--- Start Information supplied ---

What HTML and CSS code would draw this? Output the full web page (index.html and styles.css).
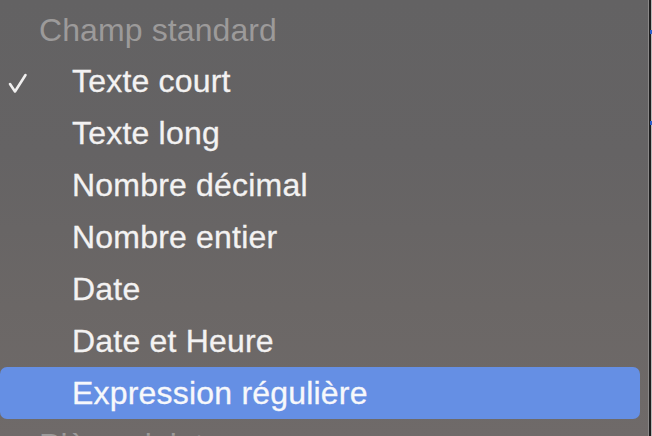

--- End Information supplied ---
--- Start Information supplied ---

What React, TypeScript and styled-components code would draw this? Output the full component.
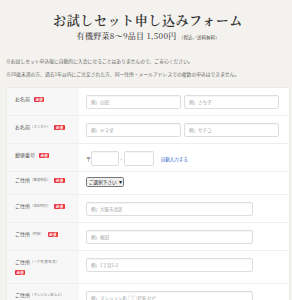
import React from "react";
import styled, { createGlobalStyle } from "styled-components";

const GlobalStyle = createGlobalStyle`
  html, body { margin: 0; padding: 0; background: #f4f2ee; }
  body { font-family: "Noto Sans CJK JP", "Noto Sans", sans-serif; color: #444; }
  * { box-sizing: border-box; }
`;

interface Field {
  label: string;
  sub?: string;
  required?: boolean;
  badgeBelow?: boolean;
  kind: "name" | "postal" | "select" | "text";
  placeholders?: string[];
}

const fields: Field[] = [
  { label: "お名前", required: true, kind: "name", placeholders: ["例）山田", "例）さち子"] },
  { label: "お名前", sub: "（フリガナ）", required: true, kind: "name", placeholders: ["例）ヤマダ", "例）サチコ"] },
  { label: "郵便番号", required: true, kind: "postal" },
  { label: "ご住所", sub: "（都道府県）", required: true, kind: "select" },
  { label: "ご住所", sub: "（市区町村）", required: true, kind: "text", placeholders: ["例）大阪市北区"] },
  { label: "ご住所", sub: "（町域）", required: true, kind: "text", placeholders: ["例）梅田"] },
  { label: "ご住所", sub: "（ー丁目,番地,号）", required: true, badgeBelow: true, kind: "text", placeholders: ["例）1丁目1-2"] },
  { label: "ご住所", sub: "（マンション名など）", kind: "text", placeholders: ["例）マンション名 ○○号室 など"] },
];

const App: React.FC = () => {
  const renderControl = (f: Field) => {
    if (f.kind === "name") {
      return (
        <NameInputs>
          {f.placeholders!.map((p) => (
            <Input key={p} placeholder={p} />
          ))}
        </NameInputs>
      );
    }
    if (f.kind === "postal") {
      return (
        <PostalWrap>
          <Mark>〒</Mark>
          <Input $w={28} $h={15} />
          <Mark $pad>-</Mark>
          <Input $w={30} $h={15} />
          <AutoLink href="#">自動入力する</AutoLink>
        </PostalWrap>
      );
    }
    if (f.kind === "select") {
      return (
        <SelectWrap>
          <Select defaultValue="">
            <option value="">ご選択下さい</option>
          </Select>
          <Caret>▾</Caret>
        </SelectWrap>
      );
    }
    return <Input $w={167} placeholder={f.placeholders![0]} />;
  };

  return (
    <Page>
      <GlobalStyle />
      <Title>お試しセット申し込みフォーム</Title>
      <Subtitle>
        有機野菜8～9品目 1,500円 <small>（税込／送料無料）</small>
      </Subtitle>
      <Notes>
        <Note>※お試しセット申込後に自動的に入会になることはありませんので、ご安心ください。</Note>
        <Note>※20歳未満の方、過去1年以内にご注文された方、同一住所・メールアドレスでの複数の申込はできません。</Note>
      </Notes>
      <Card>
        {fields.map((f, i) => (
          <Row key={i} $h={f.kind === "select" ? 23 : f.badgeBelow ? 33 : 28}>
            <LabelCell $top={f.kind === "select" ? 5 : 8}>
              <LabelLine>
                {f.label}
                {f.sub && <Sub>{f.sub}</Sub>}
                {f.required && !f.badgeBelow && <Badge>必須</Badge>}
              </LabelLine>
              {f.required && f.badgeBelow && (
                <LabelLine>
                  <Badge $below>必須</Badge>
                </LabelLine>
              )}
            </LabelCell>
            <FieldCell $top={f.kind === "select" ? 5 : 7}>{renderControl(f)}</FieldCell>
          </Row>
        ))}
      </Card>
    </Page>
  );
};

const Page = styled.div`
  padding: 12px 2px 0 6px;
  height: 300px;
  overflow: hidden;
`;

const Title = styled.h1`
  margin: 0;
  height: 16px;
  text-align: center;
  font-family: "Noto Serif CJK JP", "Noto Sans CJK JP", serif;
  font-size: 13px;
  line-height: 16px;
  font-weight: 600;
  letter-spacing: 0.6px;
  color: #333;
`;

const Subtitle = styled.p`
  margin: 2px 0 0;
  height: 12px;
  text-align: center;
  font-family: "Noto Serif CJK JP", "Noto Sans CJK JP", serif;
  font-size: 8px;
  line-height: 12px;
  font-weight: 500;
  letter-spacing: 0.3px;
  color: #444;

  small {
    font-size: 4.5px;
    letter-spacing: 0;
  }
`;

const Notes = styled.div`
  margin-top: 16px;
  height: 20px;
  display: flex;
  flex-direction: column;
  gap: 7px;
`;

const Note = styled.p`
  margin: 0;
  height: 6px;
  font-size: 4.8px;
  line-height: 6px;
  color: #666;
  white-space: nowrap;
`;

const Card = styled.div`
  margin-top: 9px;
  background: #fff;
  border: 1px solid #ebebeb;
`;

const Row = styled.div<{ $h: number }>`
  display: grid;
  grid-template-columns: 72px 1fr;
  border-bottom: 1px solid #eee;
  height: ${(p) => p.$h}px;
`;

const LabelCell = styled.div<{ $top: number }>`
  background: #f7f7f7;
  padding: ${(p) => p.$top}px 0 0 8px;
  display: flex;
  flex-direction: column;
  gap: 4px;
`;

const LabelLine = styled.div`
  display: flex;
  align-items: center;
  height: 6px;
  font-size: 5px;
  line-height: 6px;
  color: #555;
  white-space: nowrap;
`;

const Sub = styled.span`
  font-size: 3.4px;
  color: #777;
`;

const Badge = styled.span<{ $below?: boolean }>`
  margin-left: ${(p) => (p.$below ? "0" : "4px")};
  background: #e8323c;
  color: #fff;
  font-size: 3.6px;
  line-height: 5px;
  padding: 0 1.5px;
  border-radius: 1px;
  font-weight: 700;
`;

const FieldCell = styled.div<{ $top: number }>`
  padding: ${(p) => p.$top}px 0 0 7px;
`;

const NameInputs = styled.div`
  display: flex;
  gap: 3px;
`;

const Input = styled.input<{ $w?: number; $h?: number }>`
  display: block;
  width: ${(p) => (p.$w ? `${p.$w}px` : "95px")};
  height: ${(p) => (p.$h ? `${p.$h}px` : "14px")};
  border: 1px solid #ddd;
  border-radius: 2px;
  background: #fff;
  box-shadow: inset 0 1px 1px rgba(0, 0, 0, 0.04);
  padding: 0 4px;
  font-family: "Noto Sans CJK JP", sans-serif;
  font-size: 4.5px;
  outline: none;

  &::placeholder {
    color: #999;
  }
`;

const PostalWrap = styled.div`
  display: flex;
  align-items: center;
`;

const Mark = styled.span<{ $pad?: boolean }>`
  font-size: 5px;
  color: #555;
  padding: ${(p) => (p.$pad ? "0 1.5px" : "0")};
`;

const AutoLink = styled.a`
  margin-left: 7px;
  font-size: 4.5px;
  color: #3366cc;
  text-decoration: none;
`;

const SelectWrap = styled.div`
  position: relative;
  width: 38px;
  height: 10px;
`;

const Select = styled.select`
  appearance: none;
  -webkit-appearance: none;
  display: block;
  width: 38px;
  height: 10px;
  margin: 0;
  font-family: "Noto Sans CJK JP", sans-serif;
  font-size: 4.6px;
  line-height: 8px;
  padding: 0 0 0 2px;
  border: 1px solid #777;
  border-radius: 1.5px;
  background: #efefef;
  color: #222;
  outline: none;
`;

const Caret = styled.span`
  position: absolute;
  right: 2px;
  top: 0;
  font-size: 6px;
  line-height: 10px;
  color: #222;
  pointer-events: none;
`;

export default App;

--- End Information supplied ---
--- Start Information supplied ---

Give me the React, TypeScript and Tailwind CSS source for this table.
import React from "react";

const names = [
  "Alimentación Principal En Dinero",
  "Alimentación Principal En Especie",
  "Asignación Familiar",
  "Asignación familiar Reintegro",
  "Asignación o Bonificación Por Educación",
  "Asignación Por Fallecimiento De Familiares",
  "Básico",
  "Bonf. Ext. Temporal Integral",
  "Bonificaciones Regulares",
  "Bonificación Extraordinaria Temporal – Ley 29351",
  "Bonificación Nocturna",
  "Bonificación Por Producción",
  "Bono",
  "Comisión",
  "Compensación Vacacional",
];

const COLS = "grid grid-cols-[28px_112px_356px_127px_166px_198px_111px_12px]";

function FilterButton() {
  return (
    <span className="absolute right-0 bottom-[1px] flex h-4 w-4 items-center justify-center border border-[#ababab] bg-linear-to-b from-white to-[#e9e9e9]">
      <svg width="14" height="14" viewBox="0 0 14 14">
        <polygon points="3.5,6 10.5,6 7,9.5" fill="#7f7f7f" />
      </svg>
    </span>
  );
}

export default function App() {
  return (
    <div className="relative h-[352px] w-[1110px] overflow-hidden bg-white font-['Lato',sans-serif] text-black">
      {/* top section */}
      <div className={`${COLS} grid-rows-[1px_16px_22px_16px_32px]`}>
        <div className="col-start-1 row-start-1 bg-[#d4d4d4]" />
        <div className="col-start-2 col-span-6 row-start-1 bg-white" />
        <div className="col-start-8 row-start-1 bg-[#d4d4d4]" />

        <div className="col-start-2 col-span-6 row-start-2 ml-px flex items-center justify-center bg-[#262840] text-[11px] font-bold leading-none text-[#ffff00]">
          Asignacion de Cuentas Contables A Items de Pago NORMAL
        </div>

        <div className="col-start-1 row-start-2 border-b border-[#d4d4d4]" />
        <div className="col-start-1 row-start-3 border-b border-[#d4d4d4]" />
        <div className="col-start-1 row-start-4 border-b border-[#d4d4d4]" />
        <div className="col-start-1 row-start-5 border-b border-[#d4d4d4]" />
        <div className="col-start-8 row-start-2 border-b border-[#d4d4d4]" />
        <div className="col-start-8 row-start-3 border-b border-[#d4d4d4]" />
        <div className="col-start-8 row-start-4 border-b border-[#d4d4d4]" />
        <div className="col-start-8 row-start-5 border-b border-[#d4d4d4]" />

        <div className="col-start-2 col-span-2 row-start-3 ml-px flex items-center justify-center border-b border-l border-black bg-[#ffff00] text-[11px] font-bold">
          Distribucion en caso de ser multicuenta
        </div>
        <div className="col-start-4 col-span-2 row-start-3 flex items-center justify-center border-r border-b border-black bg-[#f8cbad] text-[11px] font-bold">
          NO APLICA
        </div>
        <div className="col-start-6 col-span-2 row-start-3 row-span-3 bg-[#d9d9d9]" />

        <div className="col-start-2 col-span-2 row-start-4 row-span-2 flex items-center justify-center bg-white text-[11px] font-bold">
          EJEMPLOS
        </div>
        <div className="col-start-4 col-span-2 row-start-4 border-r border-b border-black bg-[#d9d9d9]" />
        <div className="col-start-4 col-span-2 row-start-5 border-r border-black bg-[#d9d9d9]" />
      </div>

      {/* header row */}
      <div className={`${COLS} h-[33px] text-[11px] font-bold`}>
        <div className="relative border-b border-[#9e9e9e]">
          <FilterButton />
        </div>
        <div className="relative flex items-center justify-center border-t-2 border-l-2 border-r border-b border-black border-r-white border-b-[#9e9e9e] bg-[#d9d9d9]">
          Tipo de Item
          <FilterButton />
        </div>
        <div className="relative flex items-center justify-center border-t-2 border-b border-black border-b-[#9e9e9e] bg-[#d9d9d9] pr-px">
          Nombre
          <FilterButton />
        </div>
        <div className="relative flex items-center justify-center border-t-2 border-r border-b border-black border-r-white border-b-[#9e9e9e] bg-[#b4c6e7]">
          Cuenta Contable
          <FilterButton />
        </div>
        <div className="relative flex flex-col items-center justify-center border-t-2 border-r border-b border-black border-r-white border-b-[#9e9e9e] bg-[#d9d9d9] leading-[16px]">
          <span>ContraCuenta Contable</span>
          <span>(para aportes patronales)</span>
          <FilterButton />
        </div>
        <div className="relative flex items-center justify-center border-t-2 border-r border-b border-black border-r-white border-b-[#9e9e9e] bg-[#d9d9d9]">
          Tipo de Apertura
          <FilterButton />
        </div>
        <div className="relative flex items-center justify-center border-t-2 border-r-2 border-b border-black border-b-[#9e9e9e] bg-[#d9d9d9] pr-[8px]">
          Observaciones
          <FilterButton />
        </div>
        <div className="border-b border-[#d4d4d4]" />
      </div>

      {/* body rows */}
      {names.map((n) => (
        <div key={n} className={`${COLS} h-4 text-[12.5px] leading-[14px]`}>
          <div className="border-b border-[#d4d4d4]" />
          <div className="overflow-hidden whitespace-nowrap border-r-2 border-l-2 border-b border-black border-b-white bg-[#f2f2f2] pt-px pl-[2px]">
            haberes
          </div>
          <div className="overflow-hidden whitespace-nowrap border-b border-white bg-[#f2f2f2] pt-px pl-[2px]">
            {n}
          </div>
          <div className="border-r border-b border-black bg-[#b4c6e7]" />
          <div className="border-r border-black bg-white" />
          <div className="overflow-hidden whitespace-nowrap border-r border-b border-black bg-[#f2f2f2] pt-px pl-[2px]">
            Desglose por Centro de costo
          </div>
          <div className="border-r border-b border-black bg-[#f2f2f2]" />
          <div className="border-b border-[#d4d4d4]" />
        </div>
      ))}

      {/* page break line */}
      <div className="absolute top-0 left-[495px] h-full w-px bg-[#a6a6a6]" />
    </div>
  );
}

--- End Information supplied ---

Required work
Search the entries for "this" and copy out each line that has it.

Task solution
What HTML and CSS code would draw this? Output the full web page (index.html and styles.css).
What React, TypeScript and styled-components code would draw this? Output the full component.
Give me the React, TypeScript and Tailwind CSS source for this table.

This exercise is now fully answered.